Damen-Basketball-Bundesliga
- Sport: Basketball
- Founded: 2001
- No. of teams: 32
- Country: Germany
- Continent: FIBA Europe (Europe)
- Most recent champion: Rutronik Stars Keltern (5th title)
- Most titles: DJK Agon 08 Düsseldorf (12 titles)
- Level on pyramid: 1 and 2
- Domestic cup: German Basketball Cup
- Website: dbbl.de/de/

= Damen-Basketball-Bundesliga =

German women's basketball leagues

The Damen-Basketball-Bundesligen GmbH (DBBL) is a company founded in June 2001, which manages the first and the two second federal leagues of women's basketball in Germany. The shareholders of the GmbH are AG 1. DBBL, AG 2. DBBL and DBB. DBBL is based in Frankfurt am Main.
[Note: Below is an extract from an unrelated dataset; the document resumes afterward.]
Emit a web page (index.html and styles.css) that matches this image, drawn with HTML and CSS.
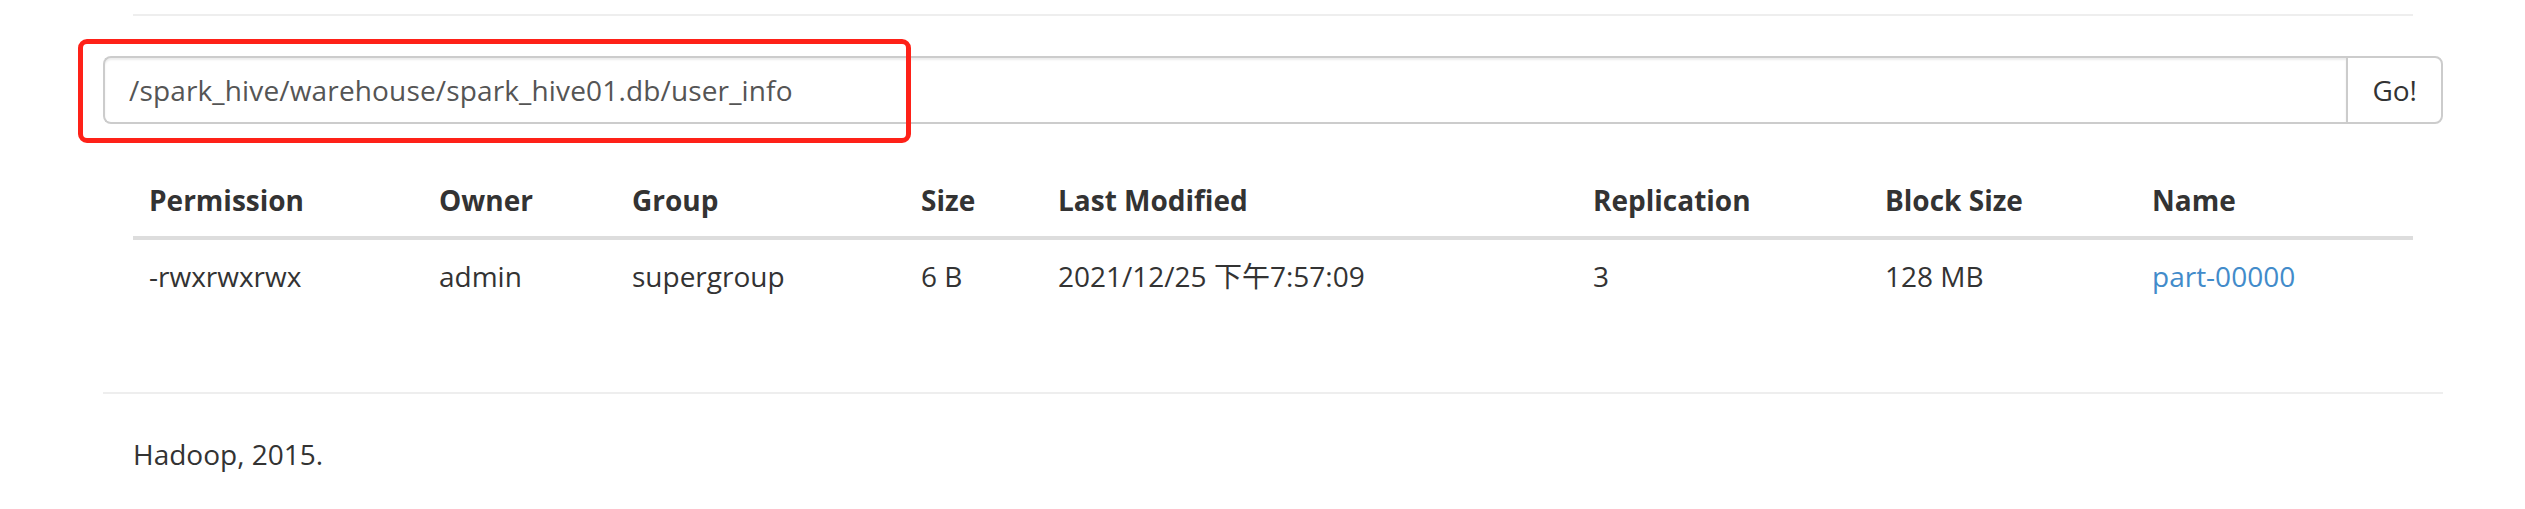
FILE: index.html
```html
<!DOCTYPE html>
<html>
<head>
<meta charset="utf-8">
<link rel="stylesheet" href="styles.css">
</head>
<body>
<div class="container">
  <div class="page-header"></div>
  <form class="input-group">
    <input class="form-control" type="text" value="/spark_hive/warehouse/spark_hive01.db/user_info">
    <button class="btn" type="button">Go!</button>
  </form>
  <div class="panel">
    <table class="table">
      <colgroup>
        <col class="c1"><col class="c2"><col class="c3"><col class="c4"><col class="c5"><col class="c6"><col class="c7"><col class="c8">
      </colgroup>
      <thead>
        <tr>
          <th>Permission</th><th>Owner</th><th>Group</th><th>Size</th><th>Last Modified</th><th>Replication</th><th>Block Size</th><th>Name</th>
        </tr>
      </thead>
      <tbody>
        <tr>
          <td>-rwxrwxrwx</td><td>admin</td><td>supergroup</td><td>6 B</td><td>2021/12/25 下午7:57:09</td><td>3</td><td>128 MB</td><td><a href="#">part-00000</a></td>
        </tr>
      </tbody>
    </table>
  </div>
  <hr class="rule">
  <div class="footer"><p>Hadoop, 2015.</p></div>
</div>
<div class="annotation"></div>
</body>
</html>
```

FILE: styles.css
```css
html, body {
  margin: 0;
  padding: 0;
  background: #fff;
}
body {
  font-family: "Open Sans", "Noto Sans CJK SC", sans-serif;
  font-size: 28px;
  line-height: 40px;
  color: #333;
  width: 2525px;
  height: 509px;
  overflow: hidden;
  position: relative;
}
.container {
  margin-left: 103px;
  width: 2340px;
}
.page-header {
  margin: 0 30px 40px;
  height: 14px;
  border-bottom: 2px solid #eee;
}
.input-group {
  display: flex;
  height: 68px;
  margin: 0 0 40px;
}
.form-control {
  flex: 1;
  box-sizing: border-box;
  height: 68px;
  margin: 0;
  padding: 12px 24px;
  border: 2px solid #ccc;
  border-right: 0;
  border-radius: 8px 0 0 8px;
  box-shadow: inset 0 2px 2px rgba(0, 0, 0, 0.075);
  font-family: inherit;
  font-size: 28px;
  line-height: 40px;
  letter-spacing: 0.15px;
  color: #555;
  outline: none;
}
.btn {
  box-sizing: border-box;
  height: 68px;
  margin: 0;
  padding: 12px 24px;
  border: 2px solid #ccc;
  border-radius: 0 8px 8px 0;
  background: #fff;
  font-family: inherit;
  font-size: 28px;
  line-height: 40px;
  color: #333;
}
.panel {
  display: flow-root;
  padding: 0 30px;
}
.table {
  width: 100%;
  table-layout: fixed;
  border-collapse: collapse;
  border-spacing: 0;
  margin-bottom: 40px;
}
.c1 { width: 290px; }
.c2 { width: 193px; }
.c3 { width: 289px; }
.c4 { width: 137px; }
.c5 { width: 535px; }
.c6 { width: 292px; }
.c7 { width: 267px; }
.c8 { width: 277px; }
.table th,
.table td {
  padding: 16px;
  text-align: left;
  vertical-align: bottom;
  white-space: nowrap;
}
.table th {
  font-weight: 700;
  border-bottom: 4px solid #ddd;
}
.table td {
  vertical-align: top;
}
.table a {
  color: #428bca;
  text-decoration: none;
}
.rule {
  margin: 40px 0;
  border: 0;
  border-top: 2px solid #eee;
  height: 0;
}
.footer {
  padding: 0 30px;
}
.footer p {
  margin: 0 0 20px;
}
.annotation {
  position: absolute;
  left: 78px;
  top: 39px;
  width: 833px;
  height: 104px;
  box-sizing: border-box;
  border: 5px solid #fe2118;
  border-radius: 9px;
}
```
Philipp Reuner has been the managing director since August 2020. His predecessors were Claus-Arwed Lauprecht, Achim Barbknecht, Birgit Kunel and Jürgen Kofner. The DBBL is responsible for marketing, public relations and the organization of game operations in the top leagues and the cup competition of German women's basketball. In 2020 it was decided to relocate the DBBL office from Bergisch Gladbach to Frankfurt.